--- START OF Source material ---

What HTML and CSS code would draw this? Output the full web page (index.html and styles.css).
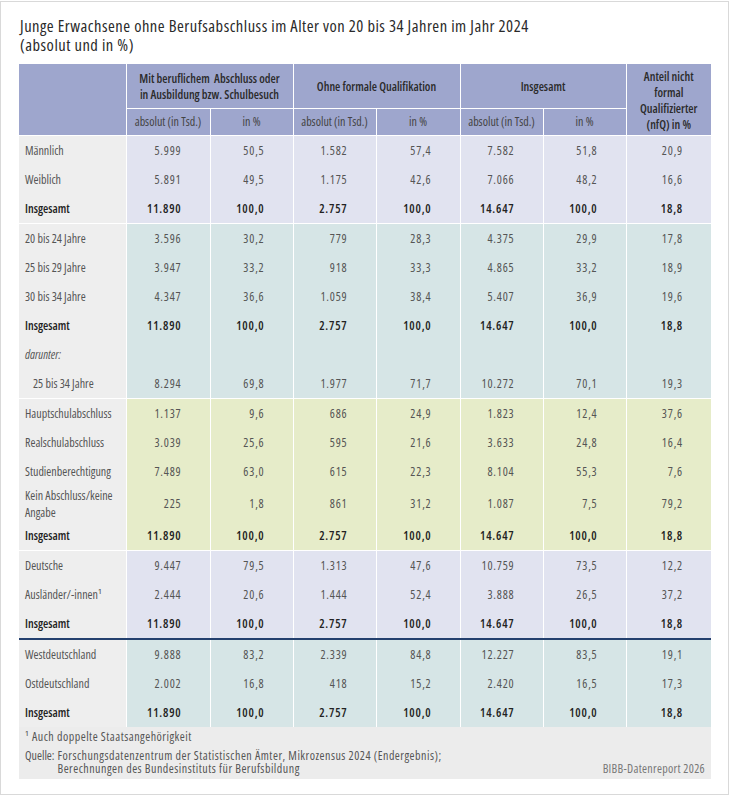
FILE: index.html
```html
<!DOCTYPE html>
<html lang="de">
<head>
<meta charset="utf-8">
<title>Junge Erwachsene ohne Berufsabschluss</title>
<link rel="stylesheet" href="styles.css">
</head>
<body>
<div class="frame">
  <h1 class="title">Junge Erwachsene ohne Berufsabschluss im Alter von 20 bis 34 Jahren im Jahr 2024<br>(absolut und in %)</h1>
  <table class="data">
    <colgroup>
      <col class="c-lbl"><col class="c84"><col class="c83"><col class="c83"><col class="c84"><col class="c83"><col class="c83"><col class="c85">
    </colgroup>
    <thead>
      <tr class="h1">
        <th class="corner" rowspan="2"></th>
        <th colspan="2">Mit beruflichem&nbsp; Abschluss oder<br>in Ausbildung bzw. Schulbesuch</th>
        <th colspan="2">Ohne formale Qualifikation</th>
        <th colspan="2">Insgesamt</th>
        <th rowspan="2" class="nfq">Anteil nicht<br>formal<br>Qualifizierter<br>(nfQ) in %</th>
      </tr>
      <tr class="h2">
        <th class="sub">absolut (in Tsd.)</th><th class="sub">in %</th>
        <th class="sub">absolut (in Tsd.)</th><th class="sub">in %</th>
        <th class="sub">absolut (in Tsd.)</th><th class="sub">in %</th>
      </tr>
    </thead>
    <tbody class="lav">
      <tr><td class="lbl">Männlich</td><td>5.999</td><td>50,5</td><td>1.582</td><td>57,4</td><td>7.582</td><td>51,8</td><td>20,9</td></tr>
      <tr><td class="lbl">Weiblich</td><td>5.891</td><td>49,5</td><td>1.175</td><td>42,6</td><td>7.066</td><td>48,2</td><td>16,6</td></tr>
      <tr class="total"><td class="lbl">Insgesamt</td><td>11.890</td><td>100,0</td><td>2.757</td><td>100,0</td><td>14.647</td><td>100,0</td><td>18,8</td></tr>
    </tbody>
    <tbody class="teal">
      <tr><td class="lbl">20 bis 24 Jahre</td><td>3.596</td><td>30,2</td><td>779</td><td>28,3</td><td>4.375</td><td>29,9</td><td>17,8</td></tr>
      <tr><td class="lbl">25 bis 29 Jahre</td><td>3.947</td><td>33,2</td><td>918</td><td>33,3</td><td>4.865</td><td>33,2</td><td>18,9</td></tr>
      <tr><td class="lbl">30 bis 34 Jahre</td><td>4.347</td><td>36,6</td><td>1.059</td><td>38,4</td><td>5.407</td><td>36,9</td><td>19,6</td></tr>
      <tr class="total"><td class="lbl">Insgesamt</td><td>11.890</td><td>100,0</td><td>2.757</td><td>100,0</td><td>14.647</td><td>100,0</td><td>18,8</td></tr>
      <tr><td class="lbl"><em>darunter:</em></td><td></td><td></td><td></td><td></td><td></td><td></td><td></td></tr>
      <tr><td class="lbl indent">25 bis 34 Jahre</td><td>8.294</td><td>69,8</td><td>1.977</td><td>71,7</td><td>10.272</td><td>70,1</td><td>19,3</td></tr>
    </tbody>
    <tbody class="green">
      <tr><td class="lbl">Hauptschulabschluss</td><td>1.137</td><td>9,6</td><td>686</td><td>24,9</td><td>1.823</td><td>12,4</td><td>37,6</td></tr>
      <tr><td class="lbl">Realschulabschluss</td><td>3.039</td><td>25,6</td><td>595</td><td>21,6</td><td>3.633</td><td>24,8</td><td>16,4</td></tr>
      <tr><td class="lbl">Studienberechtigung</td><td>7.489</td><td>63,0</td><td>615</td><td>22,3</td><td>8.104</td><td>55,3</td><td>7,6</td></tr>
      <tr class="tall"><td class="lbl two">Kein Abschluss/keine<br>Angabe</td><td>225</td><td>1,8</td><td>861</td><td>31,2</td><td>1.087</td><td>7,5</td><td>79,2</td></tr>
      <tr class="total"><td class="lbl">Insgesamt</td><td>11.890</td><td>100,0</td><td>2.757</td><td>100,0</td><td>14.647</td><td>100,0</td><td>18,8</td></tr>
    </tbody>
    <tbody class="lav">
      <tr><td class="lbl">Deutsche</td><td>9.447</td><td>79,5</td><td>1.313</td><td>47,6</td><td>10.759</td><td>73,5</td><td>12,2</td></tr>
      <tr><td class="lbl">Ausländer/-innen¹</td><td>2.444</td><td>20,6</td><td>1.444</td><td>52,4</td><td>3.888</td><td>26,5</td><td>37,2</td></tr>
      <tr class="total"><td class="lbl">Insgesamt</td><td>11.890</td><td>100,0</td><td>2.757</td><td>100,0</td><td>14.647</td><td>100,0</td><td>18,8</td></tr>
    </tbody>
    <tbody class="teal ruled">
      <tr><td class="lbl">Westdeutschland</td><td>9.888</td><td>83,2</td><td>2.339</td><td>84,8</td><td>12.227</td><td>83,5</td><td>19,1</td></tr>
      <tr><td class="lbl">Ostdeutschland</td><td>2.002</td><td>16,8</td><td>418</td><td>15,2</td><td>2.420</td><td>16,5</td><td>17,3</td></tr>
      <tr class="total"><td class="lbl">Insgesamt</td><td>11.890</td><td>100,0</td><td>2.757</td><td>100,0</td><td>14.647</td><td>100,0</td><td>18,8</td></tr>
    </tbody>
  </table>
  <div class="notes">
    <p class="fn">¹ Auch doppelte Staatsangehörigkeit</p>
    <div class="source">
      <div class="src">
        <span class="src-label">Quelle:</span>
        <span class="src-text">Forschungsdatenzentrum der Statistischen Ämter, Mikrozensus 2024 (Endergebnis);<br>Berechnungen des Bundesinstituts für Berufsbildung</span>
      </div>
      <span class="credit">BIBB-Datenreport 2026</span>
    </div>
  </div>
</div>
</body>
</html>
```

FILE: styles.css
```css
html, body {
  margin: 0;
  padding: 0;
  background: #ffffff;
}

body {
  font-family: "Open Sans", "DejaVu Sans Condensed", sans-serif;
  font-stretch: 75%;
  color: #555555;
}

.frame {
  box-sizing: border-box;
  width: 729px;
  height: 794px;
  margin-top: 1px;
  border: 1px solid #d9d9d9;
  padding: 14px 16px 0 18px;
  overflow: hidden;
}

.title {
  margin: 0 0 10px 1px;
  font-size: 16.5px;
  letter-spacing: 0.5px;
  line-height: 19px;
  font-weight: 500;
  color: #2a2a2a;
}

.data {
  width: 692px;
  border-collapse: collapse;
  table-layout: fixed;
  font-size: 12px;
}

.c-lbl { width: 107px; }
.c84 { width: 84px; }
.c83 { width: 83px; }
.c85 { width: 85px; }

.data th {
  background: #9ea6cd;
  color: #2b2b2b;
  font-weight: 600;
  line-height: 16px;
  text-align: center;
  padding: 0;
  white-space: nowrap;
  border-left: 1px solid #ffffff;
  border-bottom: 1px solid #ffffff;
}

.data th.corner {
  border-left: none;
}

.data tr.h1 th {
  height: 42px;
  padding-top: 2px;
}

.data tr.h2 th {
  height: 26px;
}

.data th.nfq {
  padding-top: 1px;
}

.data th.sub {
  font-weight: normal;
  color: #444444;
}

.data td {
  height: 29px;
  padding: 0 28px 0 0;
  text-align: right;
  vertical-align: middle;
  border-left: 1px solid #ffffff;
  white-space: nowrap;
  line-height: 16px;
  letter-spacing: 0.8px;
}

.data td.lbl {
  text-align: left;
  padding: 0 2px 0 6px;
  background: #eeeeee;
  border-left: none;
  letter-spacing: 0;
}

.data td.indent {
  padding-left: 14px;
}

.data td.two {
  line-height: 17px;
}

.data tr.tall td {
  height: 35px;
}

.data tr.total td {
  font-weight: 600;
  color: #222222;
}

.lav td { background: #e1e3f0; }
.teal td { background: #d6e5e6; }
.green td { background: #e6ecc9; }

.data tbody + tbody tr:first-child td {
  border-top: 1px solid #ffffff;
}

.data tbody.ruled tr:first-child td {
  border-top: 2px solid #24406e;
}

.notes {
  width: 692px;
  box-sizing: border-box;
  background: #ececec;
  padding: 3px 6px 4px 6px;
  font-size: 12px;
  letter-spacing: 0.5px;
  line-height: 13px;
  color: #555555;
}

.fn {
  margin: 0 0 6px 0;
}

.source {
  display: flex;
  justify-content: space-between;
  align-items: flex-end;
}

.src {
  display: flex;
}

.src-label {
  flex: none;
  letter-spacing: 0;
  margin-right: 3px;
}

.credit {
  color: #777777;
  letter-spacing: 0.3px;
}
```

--- END OF Source material ---

> [Stated goal] Gather up every line from the listing above in which the word "styles" occurs.

> [Correct output]
What HTML and CSS code would draw this? Output the full web page (index.html and styles.css).
<link rel="stylesheet" href="styles.css">
FILE: styles.css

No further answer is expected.